» **Challenge**
Copy out the data below as written; omit any images.

» **Data segment**
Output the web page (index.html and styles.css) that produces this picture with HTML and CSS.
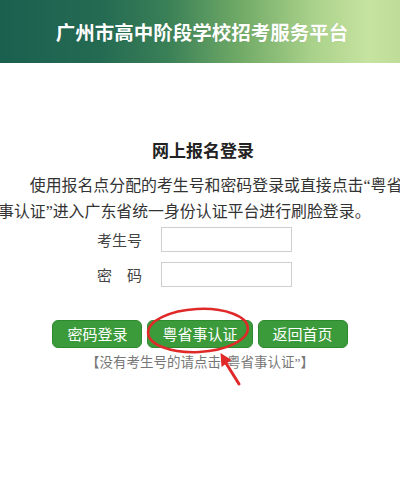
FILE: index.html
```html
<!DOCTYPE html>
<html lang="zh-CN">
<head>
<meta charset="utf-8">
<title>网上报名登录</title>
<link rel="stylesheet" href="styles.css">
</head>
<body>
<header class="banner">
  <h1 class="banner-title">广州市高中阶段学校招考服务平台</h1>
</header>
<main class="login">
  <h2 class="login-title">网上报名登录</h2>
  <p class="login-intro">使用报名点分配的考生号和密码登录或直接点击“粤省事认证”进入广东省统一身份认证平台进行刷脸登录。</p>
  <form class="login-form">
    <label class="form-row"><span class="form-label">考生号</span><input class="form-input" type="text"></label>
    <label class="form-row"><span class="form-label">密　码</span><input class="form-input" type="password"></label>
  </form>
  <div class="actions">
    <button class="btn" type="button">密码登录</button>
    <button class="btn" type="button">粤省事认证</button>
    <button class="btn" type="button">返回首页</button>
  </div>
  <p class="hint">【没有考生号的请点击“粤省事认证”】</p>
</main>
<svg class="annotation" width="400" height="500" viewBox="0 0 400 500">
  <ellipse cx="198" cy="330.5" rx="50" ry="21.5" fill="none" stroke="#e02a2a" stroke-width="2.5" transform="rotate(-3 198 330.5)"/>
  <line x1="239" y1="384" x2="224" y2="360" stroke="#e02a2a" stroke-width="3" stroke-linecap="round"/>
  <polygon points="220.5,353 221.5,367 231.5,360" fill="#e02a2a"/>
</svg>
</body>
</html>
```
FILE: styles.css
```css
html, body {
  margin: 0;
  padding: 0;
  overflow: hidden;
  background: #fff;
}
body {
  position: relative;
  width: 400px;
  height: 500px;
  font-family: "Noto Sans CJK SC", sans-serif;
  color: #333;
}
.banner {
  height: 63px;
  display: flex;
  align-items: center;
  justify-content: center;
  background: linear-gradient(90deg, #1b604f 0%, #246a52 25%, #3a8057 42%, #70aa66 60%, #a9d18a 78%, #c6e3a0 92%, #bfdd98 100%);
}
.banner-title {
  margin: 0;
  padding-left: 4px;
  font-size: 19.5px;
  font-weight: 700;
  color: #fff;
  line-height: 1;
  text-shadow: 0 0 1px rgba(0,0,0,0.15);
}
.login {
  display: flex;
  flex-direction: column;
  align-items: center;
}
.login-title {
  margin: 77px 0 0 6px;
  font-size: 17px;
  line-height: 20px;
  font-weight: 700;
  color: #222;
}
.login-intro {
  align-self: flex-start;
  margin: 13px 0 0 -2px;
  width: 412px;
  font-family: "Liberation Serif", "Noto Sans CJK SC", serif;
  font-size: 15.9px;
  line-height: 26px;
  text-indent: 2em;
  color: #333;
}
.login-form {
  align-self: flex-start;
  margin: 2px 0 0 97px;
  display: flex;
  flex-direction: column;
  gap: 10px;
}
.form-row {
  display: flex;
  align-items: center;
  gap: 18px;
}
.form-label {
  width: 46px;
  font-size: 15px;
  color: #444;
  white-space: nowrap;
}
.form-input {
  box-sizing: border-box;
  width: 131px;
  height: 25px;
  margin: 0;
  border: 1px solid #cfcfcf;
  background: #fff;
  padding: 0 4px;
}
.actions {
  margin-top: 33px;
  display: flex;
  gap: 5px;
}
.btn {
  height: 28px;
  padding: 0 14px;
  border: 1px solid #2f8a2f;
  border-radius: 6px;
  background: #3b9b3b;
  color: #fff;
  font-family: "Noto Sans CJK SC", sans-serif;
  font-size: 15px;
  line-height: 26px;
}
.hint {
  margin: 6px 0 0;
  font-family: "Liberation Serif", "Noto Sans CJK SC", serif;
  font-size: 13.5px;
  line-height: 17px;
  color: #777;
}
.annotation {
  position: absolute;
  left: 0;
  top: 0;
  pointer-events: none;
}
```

» **Output of the exercise**
Output the web page (index.html and styles.css) that produces this picture with HTML and CSS.
FILE: index.html
```html
<!DOCTYPE html>
<html lang="zh-CN">
<head>
<meta charset="utf-8">
<title>网上报名登录</title>
<link rel="stylesheet" href="styles.css">
</head>
<body>
<header class="banner">
  <h1 class="banner-title">广州市高中阶段学校招考服务平台</h1>
</header>
<main class="login">
  <h2 class="login-title">网上报名登录</h2>
  <p class="login-intro">使用报名点分配的考生号和密码登录或直接点击“粤省事认证”进入广东省统一身份认证平台进行刷脸登录。</p>
  <form class="login-form">
    <label class="form-row"><span class="form-label">考生号</span><input class="form-input" type="text"></label>
    <label class="form-row"><span class="form-label">密　码</span><input class="form-input" type="password"></label>
  </form>
  <div class="actions">
    <button class="btn" type="button">密码登录</button>
    <button class="btn" type="button">粤省事认证</button>
    <button class="btn" type="button">返回首页</button>
  </div>
  <p class="hint">【没有考生号的请点击“粤省事认证”】</p>
</main>
<svg class="annotation" width="400" height="500" viewBox="0 0 400 500">
  <ellipse cx="198" cy="330.5" rx="50" ry="21.5" fill="none" stroke="#e02a2a" stroke-width="2.5" transform="rotate(-3 198 330.5)"/>
  <line x1="239" y1="384" x2="224" y2="360" stroke="#e02a2a" stroke-width="3" stroke-linecap="round"/>
  <polygon points="220.5,353 221.5,367 231.5,360" fill="#e02a2a"/>
</svg>
</body>
</html>
```
FILE: styles.css
```css
html, body {
  margin: 0;
  padding: 0;
  overflow: hidden;
  background: #fff;
}
body {
  position: relative;
  width: 400px;
  height: 500px;
  font-family: "Noto Sans CJK SC", sans-serif;
  color: #333;
}
.banner {
  height: 63px;
  display: flex;
  align-items: center;
  justify-content: center;
  background: linear-gradient(90deg, #1b604f 0%, #246a52 25%, #3a8057 42%, #70aa66 60%, #a9d18a 78%, #c6e3a0 92%, #bfdd98 100%);
}
.banner-title {
  margin: 0;
  padding-left: 4px;
  font-size: 19.5px;
  font-weight: 700;
  color: #fff;
  line-height: 1;
  text-shadow: 0 0 1px rgba(0,0,0,0.15);
}
.login {
  display: flex;
  flex-direction: column;
  align-items: center;
}
.login-title {
  margin: 77px 0 0 6px;
  font-size: 17px;
  line-height: 20px;
  font-weight: 700;
  color: #222;
}
.login-intro {
  align-self: flex-start;
  margin: 13px 0 0 -2px;
  width: 412px;
  font-family: "Liberation Serif", "Noto Sans CJK SC", serif;
  font-size: 15.9px;
  line-height: 26px;
  text-indent: 2em;
  color: #333;
}
.login-form {
  align-self: flex-start;
  margin: 2px 0 0 97px;
  display: flex;
  flex-direction: column;
  gap: 10px;
}
.form-row {
  display: flex;
  align-items: center;
  gap: 18px;
}
.form-label {
  width: 46px;
  font-size: 15px;
  color: #444;
  white-space: nowrap;
}
.form-input {
  box-sizing: border-box;
  width: 131px;
  height: 25px;
  margin: 0;
  border: 1px solid #cfcfcf;
  background: #fff;
  padding: 0 4px;
}
.actions {
  margin-top: 33px;
  display: flex;
  gap: 5px;
}
.btn {
  height: 28px;
  padding: 0 14px;
  border: 1px solid #2f8a2f;
  border-radius: 6px;
  background: #3b9b3b;
  color: #fff;
  font-family: "Noto Sans CJK SC", sans-serif;
  font-size: 15px;
  line-height: 26px;
}
.hint {
  margin: 6px 0 0;
  font-family: "Liberation Serif", "Noto Sans CJK SC", serif;
  font-size: 13.5px;
  line-height: 17px;
  color: #777;
}
.annotation {
  position: absolute;
  left: 0;
  top: 0;
  pointer-events: none;
}
```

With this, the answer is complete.